(Vietnamese) Tính thẩm mỹ của việc lắng nghe
Cuốn sách xem xét "sự lắng nghe" - khởi đầu của việc gắn kết các mối quan hệ tự nhiên trên quan điểm tâm lý học. Là nghiên cứu ấm áp về sự lắng nghe được thuật lại bởi Giám đôc Choi Myung Ki, bác sỹ chuyên khoa tâm thần - người đã gần gũi nhất với nỗi đau của người khác và được nghe về những nỗi đau đó nhiều hơn bất kì ai. Cuốn sách chỉ ra những cuộc đối thoại khó khăn, những lời khuyên hay lời khuyên hay cảnh cáo vụng về mà chúng ta luôn gặp phải trong cuộc sống, đồng thời giải quyết một cách rõ ràng và dễ hiểu bằng tâm lý học về những người không giỏi trong việc thiết lập các mối quan hệ.
(Indonesian) Cobalah dengar
Buku ini membahas tentang proses "mendengar dengan seksama"yang merupakan proses awal dari sebuah hubungan alami dengan sudut pandang psikologi. Jadi, buku ini adalah buku belajar yang menyenangkan tentang mendengarkan dari seorang psikiater ahli yang paling sering didengar namanya dan paling dekat dengan kesakitan orang lain, Direktur Choi Myeonggi.
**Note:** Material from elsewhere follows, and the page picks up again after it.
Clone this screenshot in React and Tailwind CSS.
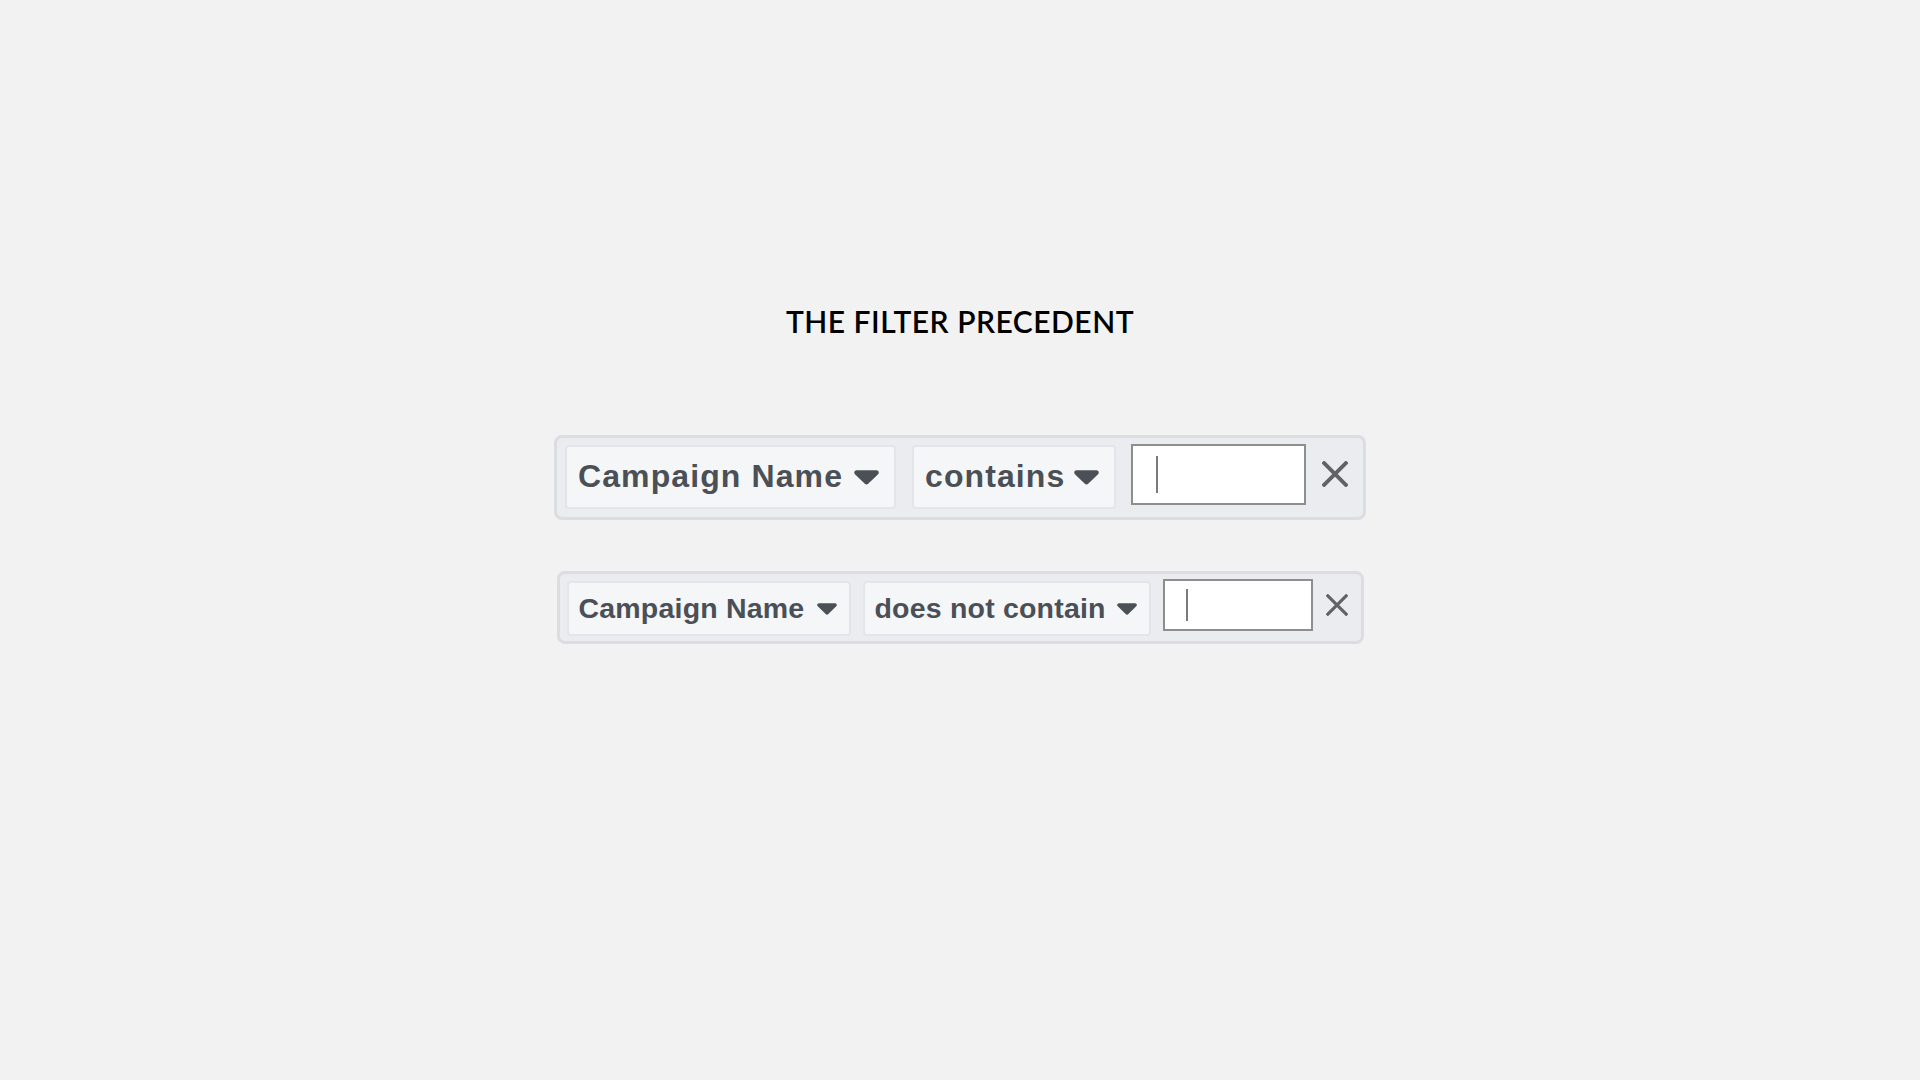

Buku ini mengungkapkan dengan jelas dan mudah dengan ilmu psikologi tentang percakapan yang sulit dalam kehidupan, pendapat atau saran yang canggung dan orang-orang yang tergesa-gesa dalam menjalin hubungan.
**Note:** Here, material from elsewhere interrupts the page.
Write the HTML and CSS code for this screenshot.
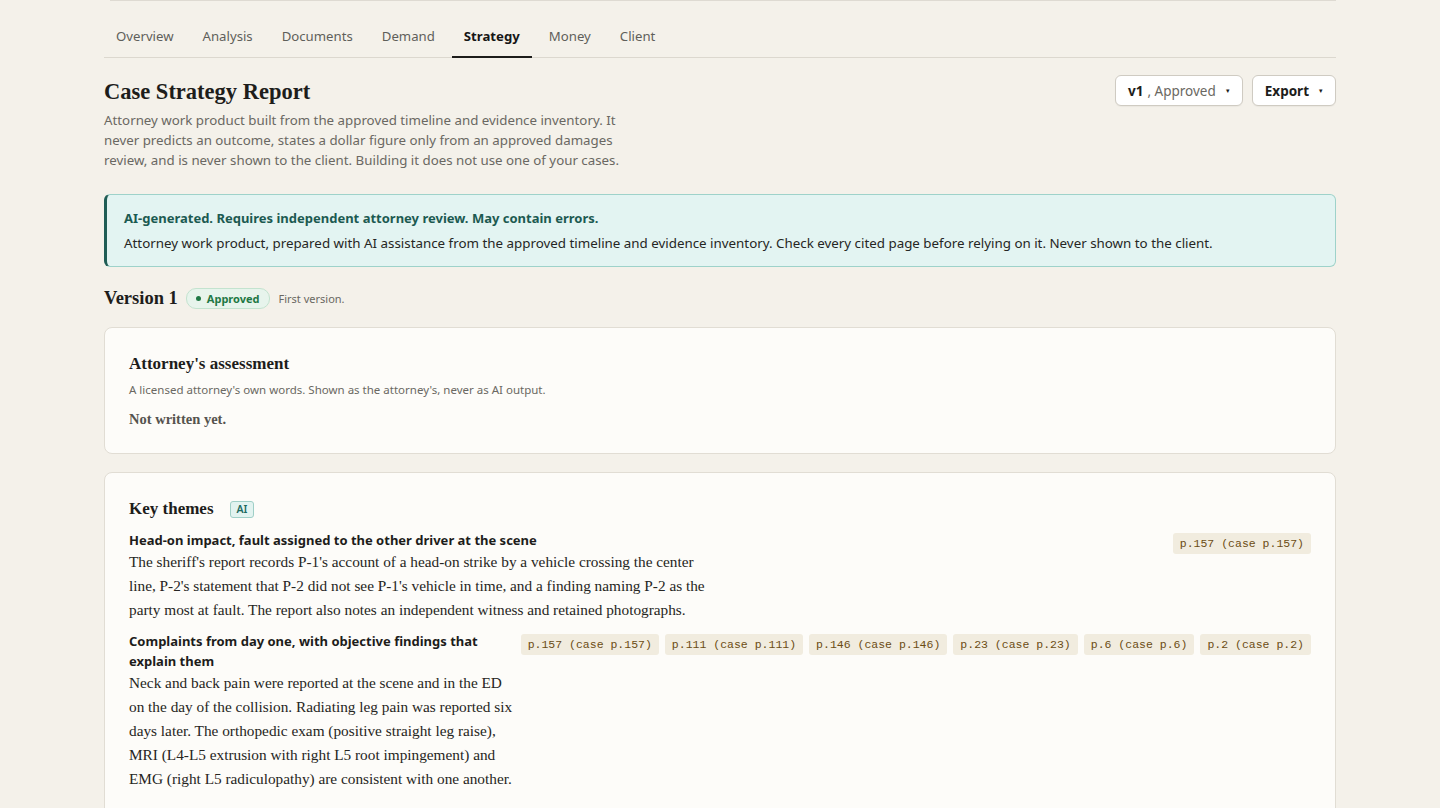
FILE: index.html
```html
<!DOCTYPE html>
<html lang="en">
<head>
    <meta charset="UTF-8">
    <meta name="viewport" content="width=device-width, initial-scale=1.0">
    <title>Case Strategy Report</title>
    <link rel="stylesheet" href="styles.css">
</head>
<body>
    <div class="page">
        <div class="top-rule"></div>

        <!-- Case tabs -->
        <nav class="tabs">
            <a class="tab">Overview</a>
            <a class="tab">Analysis</a>
            <a class="tab">Documents</a>
            <a class="tab">Demand</a>
            <a class="tab active">Strategy</a>
            <a class="tab">Money</a>
            <a class="tab">Client</a>
        </nav>

        <!-- Report header -->
        <div class="report-head">
            <div class="report-intro">
                <h1>Case Strategy Report</h1>
                <p>Attorney work product built from the approved timeline and evidence inventory. It never predicts an outcome, states a dollar figure only from an approved damages review, and is never shown to the client. Building it does not use one of your cases.</p>
            </div>
            <div class="report-actions">
                <button class="menu-button"><strong>v1</strong> <span class="muted">, Approved</span> <span class="caret">&#9662;</span></button>
                <button class="menu-button"><strong>Export</strong> <span class="caret">&#9662;</span></button>
            </div>
        </div>

        <!-- AI notice -->
        <div class="notice">
            <p class="notice-title">AI-generated. Requires independent attorney review. May contain errors.</p>
            <p class="notice-body">Attorney work product, prepared with AI assistance from the approved timeline and evidence inventory. Check every cited page before relying on it. Never shown to the client.</p>
        </div>

        <div class="version-row">
            <h2>Version 1</h2>
            <span class="status-pill"><span class="dot"></span>Approved</span>
            <span class="version-note">First version.</span>
        </div>

        <!-- Attorney assessment -->
        <section class="card">
            <h3>Attorney's assessment</h3>
            <p class="card-sub">A licensed attorney's own words. Shown as the attorney's, never as AI output.</p>
            <p class="empty">Not written yet.</p>
        </section>

        <!-- Key themes -->
        <section class="card">
            <h3>Key themes <span class="ai-tag">AI</span></h3>

            <div class="theme">
                <div class="theme-text">
                    <h4>Head-on impact, fault assigned to the other driver at the scene</h4>
                    <p>The sheriff's report records P-1's account of a head-on strike by a vehicle crossing the center line, P-2's statement that P-2 did not see P-1's vehicle in time, and a finding naming P-2 as the party most at fault. The report also notes an independent witness and retained photographs.</p>
                </div>
                <div class="cites">
                    <span class="cite">p.157 (case p.157)</span>
                </div>
            </div>

            <div class="theme">
                <div class="theme-text">
                    <h4>Complaints from day one, with objective findings that explain them</h4>
                    <p>Neck and back pain were reported at the scene and in the ED on the day of the collision. Radiating leg pain was reported six days later. The orthopedic exam (positive straight leg raise), MRI (L4-L5 extrusion with right L5 root impingement) and EMG (right L5 radiculopathy) are consistent with one another.</p>
                </div>
                <div class="cites">
                    <span class="cite">p.157 (case p.157)</span>
                    <span class="cite">p.111 (case p.111)</span>
                    <span class="cite">p.146 (case p.146)</span>
                    <span class="cite">p.23 (case p.23)</span>
                    <span class="cite">p.6 (case p.6)</span>
                    <span class="cite">p.2 (case p.2)</span>
                </div>
            </div>
        </section>
    </div>
</body>
</html>
```

FILE: styles.css
```css
body {
    margin: 0;
    padding: 0;
    background-color: #f4f1ea;
    color: #1d1d1b;
    font-family: "Noto Sans", Arial, sans-serif;
}

.page {
    max-width: 1232px;
    margin: 0 auto;
}

.top-rule {
    height: 1px;
    background-color: #dedad2;
    margin-left: 6px;
}

.tabs {
    display: flex;
    gap: 5px;
    margin-top: 11px;
    border-bottom: 1px solid #dcd8cf;
}

.tab {
    padding: 14px 12px 10px;
    font-size: 13.2px;
    line-height: 20px;
    color: #5f5f5a;
    border-bottom: 2px solid transparent;
    margin-bottom: -1px;
}

.tab.active {
    color: #161616;
    font-weight: 700;
    border-bottom-color: #1d1d1b;
}

.report-head {
    display: flex;
    justify-content: space-between;
    align-items: flex-start;
    margin-top: 20px;
}

.report-intro h1 {
    margin: 0 0 4px;
    font-family: "Liberation Serif", serif;
    font-size: 22.5px;
    line-height: 28px;
    font-weight: 700;
}

.report-intro p {
    margin: 0;
    max-width: 530px;
    font-size: 13.3px;
    line-height: 20px;
    color: #6a6862;
}

.report-actions {
    display: flex;
    gap: 9px;
    margin-top: -3px;
}

.menu-button {
    display: flex;
    align-items: center;
    gap: 4px;
    height: 31px;
    padding: 0 12px;
    background-color: #fff;
    border: 1px solid #cfcbc2;
    border-radius: 6px;
    font-family: "Noto Sans", Arial, sans-serif;
    font-size: 13.5px;
    color: #1d1d1b;
    box-shadow: 0 1px 1px rgba(0, 0, 0, 0.04);
}

.menu-button .muted {
    color: #6a6862;
}

.caret {
    font-size: 7px;
    margin-left: 6px;
}

.notice {
    margin-top: 24px;
    padding: 13px 18px 13px 17px;
    background-color: #e3f4f2;
    border: 1px solid #9ed2ca;
    border-left: 3px solid #1f5d55;
    border-radius: 6px;
}

.notice p {
    margin: 0;
    line-height: 20px;
}

.notice-title {
    font-size: 13px;
    color: #1c5a51;
    font-weight: 700;
    margin-bottom: 5px !important;
}

.notice-body {
    font-size: 13.35px;
    color: #262624;
}

.version-row {
    display: flex;
    align-items: center;
    gap: 8px;
    margin-top: 20px;
    margin-bottom: 18px;
}

.version-row h2 {
    margin: 0;
    font-family: "Liberation Serif", serif;
    font-size: 18.5px;
    line-height: 22px;
    font-weight: 700;
}

.status-pill {
    display: inline-flex;
    align-items: center;
    gap: 6px;
    padding: 2px 9px;
    background-color: #e7f4ec;
    border: 1px solid #c3e3cf;
    border-radius: 10px;
    font-size: 11px;
    font-weight: 700;
    color: #1f7845;
}

.dot {
    width: 5px;
    height: 5px;
    border-radius: 50%;
    background-color: #1f7845;
}

.version-note {
    margin-left: 1px;
    font-size: 11px;
    color: #6a6862;
}

.card {
    background-color: #fdfcf9;
    border: 1px solid #e1ddd4;
    border-radius: 8px;
    padding: 24px 24px 24px 24px;
    margin-bottom: 18px;
}

.card h3 {
    display: flex;
    align-items: center;
    gap: 16px;
    margin: 0;
    font-family: "Liberation Serif", serif;
    font-size: 17px;
    line-height: 24px;
    font-weight: 700;
}

.card-sub {
    margin: 6px 0 0;
    font-size: 11.5px;
    line-height: 16px;
    color: #6a6862;
}

.empty {
    margin: 11px 0 0;
    font-family: "Liberation Serif", serif;
    font-size: 14.5px;
    line-height: 20px;
    font-weight: 700;
    color: #55534e;
}

.ai-tag {
    padding: 0 6px;
    background-color: #e2f3f0;
    border: 1px solid #9fcfc7;
    border-radius: 3px;
    font-family: "Noto Sans", Arial, sans-serif;
    font-size: 10.5px;
    line-height: 15px;
    font-weight: 600;
    color: #1d6a5f;
}

.theme {
    display: flex;
    justify-content: space-between;
    align-items: flex-start;
    gap: 8px;
    margin-top: 9px;
}

.theme-text {
    flex: 0 1 580px;
}

.theme-text h4 {
    margin: 0;
    font-size: 13px;
    line-height: 20px;
    font-weight: 700;
    color: #1d1d1b;
}

.theme-text p {
    margin: 0;
    font-family: "Liberation Serif", serif;
    font-size: 15.3px;
    line-height: 24px;
    color: #262522;
}

.cites {
    display: flex;
    flex-shrink: 0;
    gap: 6px;
    margin-top: 3px;
}

.cite {
    padding: 3px 7px;
    background-color: #f1ecdf;
    border-radius: 3px;
    font-family: "Liberation Mono", monospace;
    font-size: 11.5px;
    line-height: 15px;
    color: #6c4d14;
}
```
(English) Learning to Listen : A Psychology Class to Help Us Move
“I want to listen to your heart.”
True listening enables us to look deeply into our heart, leading to the moment of truth.
Learning to Listen deals, from a psychological perspective, with “listening,” a natural way of connecting to someone as well as an active way to share feelings. Written by a psychiatrist who has listened closely to many stories, sometimes painful ones, it teaches us how to listen. Offering many examples of tricky conversations, sloppy advice, and unwise counsel, it investigates why we encounter difficulties connecting with some people, and it provides clear and easy explanations.
For some time, restoring the self-esteem necessary to survive this harsh world as well as a way to protect oneself and not to get hurt by others are themes that psychological discussions have focused on. Choe explains that humans are born with a desire to communicate with others and that humans instinctively try to overcome their fear and loneliness through communication. Freed from the pressure of having good relationships with colleagues at work, acquaintances, friends, and family members, one can pursue a life of one’s own choosing together with others. By not ignoring one’s own hurt and not overlooking the pain of others, one can have satisfying conversations just by listening to each other.
Learning to Listen is a book for those wanting to lead a life of dignity and comfort by focusing on their imperfect hearts. It also contains useful knowledge for psychiatrists and counselors with its practical counseling methods. Incorporating the author’s lengthy counseling experience and his efforts to help many clients, the book will resonate in the hearts of readers who want to listen to their inner self and pursue free communication.